* _The input_:

○ ○ ○ ○ ○ ○ ○

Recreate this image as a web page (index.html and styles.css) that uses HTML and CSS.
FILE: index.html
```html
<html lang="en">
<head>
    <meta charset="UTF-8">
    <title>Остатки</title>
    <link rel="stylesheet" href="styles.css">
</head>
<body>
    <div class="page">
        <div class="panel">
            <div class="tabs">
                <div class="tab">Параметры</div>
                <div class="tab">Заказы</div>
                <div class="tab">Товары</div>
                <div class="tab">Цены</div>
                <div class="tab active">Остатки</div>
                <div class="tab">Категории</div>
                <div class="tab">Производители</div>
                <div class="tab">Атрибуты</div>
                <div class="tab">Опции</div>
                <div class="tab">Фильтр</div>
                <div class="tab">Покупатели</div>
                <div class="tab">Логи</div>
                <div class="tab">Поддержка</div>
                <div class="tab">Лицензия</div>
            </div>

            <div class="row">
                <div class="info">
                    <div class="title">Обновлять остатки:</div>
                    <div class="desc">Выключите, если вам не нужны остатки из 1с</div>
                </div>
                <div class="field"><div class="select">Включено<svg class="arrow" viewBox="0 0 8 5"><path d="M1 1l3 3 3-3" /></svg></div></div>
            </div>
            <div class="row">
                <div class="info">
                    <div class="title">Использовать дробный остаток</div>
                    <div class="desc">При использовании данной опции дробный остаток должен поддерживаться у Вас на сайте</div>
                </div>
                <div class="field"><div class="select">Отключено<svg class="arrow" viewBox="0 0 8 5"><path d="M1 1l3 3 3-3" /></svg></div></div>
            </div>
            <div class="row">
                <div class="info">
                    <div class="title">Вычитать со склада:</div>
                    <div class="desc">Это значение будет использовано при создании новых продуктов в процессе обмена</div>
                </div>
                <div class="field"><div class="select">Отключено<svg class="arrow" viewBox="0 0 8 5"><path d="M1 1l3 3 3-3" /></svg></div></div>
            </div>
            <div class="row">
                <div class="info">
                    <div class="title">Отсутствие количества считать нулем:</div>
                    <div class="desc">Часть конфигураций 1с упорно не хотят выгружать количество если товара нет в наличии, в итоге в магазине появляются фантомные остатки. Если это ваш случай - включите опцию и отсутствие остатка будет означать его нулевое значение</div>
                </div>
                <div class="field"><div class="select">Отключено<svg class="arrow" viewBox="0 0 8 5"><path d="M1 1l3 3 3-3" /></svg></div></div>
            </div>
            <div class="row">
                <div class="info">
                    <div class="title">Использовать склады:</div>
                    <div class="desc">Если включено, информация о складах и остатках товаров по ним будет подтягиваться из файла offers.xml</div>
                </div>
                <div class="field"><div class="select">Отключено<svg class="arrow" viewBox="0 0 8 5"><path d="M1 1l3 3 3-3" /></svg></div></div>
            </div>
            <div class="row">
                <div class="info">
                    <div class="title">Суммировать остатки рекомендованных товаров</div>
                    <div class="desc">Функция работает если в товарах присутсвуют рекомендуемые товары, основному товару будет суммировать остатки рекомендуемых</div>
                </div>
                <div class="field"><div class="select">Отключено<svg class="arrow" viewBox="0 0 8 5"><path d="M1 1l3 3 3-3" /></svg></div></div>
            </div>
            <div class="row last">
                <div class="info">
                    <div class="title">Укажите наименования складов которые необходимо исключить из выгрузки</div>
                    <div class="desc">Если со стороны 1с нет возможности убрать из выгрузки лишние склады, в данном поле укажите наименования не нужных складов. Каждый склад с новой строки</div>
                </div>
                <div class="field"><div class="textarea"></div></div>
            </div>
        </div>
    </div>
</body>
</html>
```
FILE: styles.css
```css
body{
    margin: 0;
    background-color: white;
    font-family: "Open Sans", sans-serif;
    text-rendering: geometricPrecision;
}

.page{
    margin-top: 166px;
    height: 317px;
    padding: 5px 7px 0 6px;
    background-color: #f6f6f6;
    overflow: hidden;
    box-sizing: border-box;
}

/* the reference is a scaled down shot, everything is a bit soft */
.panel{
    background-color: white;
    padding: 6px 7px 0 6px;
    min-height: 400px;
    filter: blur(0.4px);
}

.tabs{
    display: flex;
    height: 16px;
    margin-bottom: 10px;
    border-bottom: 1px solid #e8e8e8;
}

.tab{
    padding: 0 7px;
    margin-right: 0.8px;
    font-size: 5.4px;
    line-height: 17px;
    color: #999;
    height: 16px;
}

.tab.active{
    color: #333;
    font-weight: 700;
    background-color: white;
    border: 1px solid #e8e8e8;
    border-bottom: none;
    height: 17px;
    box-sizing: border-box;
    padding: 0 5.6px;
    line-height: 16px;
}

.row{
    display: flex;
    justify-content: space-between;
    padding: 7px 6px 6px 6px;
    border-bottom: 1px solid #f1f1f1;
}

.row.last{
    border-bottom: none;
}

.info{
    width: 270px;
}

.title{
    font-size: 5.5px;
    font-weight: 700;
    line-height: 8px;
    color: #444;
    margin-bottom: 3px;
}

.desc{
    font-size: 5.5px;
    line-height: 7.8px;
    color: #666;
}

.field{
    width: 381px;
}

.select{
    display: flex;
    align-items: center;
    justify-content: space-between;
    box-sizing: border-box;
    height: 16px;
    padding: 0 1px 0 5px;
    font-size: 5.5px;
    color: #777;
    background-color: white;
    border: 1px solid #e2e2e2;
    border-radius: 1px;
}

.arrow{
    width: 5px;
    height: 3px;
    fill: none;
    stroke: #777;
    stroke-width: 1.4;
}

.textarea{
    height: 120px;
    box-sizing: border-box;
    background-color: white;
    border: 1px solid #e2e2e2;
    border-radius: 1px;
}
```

○ ○ ○ ○ ○ ○ ○

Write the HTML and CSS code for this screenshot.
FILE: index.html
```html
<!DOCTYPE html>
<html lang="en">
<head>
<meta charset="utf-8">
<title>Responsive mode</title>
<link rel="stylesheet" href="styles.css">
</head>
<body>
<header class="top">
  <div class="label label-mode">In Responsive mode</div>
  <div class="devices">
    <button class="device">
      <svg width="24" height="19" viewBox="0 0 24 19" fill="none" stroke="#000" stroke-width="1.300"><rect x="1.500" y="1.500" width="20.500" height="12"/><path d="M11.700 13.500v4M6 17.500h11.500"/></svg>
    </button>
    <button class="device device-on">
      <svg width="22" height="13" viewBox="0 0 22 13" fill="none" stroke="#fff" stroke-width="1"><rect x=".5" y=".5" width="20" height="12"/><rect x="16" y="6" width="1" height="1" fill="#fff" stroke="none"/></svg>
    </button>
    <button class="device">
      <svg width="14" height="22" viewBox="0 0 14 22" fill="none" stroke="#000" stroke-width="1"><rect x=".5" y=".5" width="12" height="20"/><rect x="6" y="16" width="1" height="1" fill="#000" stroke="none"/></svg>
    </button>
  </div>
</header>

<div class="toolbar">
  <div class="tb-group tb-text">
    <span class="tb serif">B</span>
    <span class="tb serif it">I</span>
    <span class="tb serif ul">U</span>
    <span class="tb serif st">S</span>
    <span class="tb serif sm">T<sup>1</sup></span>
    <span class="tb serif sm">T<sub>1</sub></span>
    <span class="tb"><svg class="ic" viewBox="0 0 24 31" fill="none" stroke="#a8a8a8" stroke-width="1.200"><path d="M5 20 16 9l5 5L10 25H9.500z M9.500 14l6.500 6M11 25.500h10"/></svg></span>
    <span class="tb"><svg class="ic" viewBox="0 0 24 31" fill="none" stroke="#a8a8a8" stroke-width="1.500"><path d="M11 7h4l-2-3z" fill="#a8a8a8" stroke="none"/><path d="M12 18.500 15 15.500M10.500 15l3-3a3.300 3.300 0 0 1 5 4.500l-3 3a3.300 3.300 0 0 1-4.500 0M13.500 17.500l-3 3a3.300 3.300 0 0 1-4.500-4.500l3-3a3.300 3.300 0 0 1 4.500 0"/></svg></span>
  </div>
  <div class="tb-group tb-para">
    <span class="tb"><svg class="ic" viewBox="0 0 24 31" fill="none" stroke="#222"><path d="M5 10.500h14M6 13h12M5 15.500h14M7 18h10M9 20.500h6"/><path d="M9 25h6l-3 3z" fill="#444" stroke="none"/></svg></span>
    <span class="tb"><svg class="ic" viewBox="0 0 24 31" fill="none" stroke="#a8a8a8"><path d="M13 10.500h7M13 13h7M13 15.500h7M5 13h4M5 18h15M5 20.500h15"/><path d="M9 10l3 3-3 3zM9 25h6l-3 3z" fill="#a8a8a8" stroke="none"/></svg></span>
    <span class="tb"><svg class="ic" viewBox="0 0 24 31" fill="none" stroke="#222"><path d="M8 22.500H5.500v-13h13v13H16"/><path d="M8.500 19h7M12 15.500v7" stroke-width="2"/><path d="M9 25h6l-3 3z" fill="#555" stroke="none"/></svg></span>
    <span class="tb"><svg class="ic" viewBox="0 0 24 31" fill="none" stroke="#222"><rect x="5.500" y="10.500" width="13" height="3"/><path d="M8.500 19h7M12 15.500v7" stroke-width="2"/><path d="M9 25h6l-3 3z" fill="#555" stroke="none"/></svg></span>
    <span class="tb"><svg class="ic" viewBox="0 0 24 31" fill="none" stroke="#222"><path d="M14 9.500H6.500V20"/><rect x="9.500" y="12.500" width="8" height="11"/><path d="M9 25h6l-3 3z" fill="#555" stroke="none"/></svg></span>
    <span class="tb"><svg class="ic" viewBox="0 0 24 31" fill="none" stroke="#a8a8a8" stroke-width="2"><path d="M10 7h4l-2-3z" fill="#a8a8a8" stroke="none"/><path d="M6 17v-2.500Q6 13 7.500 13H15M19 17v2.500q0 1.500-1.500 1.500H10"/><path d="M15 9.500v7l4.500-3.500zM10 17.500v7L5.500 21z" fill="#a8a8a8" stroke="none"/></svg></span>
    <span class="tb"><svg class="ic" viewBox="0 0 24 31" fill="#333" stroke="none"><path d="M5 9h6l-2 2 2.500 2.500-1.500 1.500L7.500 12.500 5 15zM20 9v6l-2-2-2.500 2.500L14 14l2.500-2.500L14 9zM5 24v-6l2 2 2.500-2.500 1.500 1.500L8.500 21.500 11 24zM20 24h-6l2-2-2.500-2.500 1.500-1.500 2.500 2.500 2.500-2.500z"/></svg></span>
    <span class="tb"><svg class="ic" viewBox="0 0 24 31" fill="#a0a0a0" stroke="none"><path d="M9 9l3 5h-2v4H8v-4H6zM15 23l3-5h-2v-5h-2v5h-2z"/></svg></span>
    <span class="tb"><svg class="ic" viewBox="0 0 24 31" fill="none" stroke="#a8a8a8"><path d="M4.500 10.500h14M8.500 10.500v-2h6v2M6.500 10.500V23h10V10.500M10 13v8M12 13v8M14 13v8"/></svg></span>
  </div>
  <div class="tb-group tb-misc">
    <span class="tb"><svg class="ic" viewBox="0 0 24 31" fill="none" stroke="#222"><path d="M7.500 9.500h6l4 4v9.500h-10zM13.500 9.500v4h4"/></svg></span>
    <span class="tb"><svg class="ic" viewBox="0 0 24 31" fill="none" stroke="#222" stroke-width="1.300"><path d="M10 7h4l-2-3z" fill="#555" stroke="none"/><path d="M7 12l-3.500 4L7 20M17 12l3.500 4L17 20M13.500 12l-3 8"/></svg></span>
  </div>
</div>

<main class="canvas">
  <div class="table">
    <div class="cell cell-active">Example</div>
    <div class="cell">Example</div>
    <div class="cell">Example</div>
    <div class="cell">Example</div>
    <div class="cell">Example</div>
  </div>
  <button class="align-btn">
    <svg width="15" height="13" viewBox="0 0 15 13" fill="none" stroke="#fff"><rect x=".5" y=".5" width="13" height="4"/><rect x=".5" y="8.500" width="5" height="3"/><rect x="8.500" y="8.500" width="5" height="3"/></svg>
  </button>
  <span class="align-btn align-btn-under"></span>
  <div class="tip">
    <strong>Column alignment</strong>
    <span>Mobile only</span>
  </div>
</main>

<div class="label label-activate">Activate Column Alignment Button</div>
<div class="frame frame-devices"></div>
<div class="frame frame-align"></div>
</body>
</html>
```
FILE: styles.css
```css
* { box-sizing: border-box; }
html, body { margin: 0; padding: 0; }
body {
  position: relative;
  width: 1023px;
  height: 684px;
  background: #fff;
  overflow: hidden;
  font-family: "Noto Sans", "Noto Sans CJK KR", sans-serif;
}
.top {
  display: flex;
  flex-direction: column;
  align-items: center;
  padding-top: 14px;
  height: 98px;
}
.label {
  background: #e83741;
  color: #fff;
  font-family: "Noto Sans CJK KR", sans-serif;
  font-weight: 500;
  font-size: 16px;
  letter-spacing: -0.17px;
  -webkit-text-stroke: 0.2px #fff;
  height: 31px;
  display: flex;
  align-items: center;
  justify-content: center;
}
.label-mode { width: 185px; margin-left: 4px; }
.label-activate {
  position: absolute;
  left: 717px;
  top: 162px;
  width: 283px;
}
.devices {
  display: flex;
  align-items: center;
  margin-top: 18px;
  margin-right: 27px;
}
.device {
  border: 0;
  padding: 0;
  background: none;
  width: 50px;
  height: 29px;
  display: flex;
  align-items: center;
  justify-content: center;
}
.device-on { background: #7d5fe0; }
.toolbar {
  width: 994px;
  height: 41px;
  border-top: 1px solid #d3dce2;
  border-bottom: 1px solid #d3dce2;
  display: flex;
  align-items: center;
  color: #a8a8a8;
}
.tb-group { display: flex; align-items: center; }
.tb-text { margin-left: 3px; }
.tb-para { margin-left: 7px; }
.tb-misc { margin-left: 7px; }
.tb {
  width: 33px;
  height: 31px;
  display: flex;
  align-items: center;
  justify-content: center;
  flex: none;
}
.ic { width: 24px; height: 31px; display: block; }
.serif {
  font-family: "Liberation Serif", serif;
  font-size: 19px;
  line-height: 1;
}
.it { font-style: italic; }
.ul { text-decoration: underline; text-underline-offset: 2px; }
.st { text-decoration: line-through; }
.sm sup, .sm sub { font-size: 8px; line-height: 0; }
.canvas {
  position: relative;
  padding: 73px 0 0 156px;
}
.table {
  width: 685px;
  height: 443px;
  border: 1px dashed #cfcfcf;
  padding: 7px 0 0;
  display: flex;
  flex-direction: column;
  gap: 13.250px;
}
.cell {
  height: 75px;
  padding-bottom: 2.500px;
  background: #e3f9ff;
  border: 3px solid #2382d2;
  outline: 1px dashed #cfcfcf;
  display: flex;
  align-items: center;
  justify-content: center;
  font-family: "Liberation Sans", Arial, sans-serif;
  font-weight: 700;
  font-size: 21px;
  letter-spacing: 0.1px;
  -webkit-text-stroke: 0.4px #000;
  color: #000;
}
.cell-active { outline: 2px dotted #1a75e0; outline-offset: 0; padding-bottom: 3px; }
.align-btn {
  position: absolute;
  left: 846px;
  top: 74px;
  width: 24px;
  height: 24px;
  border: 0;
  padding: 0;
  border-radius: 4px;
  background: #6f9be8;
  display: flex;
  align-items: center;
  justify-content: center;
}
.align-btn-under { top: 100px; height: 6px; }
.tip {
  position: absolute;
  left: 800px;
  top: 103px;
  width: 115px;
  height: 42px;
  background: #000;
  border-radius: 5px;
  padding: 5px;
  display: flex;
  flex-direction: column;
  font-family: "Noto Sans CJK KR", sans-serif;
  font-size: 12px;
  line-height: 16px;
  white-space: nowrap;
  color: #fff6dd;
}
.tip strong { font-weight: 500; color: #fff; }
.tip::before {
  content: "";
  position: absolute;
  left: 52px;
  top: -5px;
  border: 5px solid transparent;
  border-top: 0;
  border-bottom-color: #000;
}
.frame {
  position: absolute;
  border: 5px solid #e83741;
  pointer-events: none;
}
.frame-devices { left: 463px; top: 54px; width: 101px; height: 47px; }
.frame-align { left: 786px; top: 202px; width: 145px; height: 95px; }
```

○ ○ ○ ○ ○ ○ ○

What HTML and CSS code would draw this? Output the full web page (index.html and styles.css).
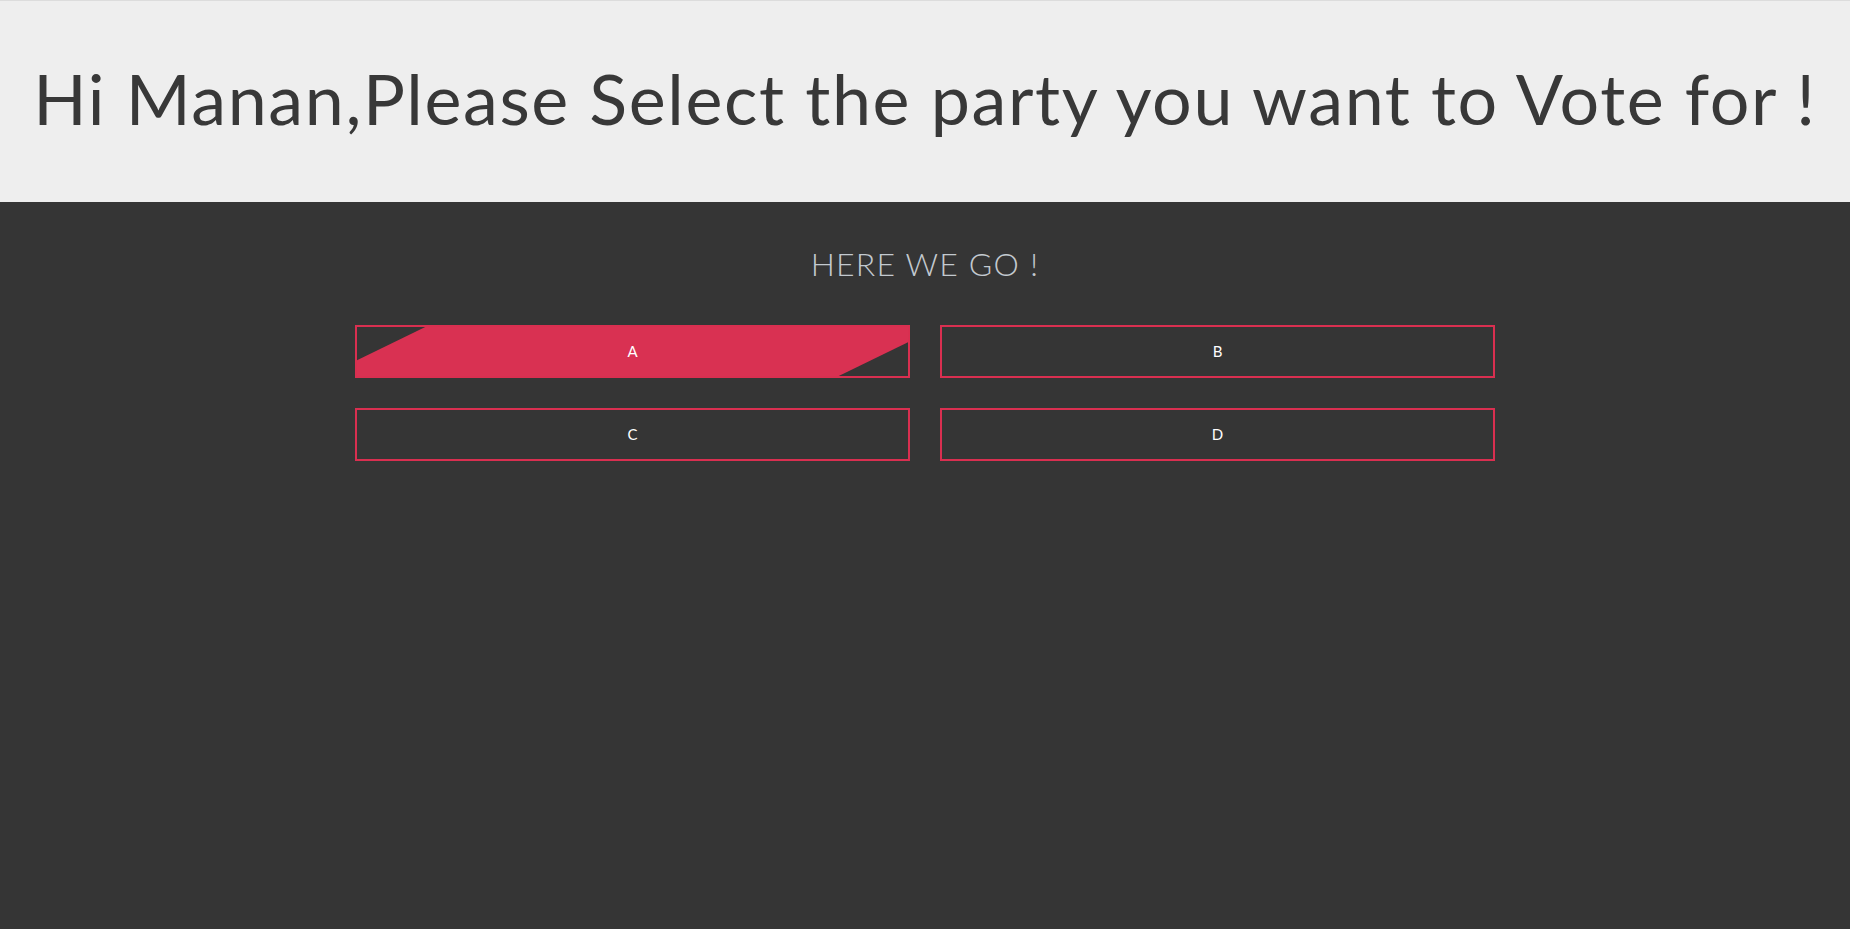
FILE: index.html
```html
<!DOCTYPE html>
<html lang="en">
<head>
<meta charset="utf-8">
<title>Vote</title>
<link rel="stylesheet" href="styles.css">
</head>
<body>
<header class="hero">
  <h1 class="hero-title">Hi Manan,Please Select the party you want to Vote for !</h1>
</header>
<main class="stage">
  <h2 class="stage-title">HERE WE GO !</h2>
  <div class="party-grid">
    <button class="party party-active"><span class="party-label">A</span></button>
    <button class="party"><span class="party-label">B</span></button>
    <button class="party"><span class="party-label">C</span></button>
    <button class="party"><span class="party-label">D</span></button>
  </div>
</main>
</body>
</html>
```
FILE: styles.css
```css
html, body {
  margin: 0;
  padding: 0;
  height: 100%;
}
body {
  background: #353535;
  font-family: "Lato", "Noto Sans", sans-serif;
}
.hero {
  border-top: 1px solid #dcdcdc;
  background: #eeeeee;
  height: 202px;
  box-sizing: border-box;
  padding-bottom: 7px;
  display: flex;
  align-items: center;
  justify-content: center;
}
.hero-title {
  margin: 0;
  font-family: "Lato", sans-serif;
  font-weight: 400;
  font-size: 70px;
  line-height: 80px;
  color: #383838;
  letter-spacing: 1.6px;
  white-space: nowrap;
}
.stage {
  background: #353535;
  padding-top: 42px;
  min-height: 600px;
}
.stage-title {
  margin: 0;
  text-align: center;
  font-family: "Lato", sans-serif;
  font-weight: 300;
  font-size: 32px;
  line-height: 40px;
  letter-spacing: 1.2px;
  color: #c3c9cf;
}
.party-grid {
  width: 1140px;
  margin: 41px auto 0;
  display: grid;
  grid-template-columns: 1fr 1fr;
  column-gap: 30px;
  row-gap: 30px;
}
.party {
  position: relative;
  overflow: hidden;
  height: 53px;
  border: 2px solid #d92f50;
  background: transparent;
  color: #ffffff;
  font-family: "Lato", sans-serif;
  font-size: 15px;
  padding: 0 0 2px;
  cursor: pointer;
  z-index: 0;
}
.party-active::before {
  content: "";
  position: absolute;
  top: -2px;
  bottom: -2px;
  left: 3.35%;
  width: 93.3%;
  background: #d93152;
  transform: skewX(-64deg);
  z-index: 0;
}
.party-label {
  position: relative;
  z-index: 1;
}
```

○ ○ ○ ○ ○ ○ ○

Filter the records above and return every line that holds the word "this".

* _Expected answer_:
Recreate this image as a web page (index.html and styles.css) that uses HTML and CSS.
Write the HTML and CSS code for this screenshot.
What HTML and CSS code would draw this? Output the full web page (index.html and styles.css).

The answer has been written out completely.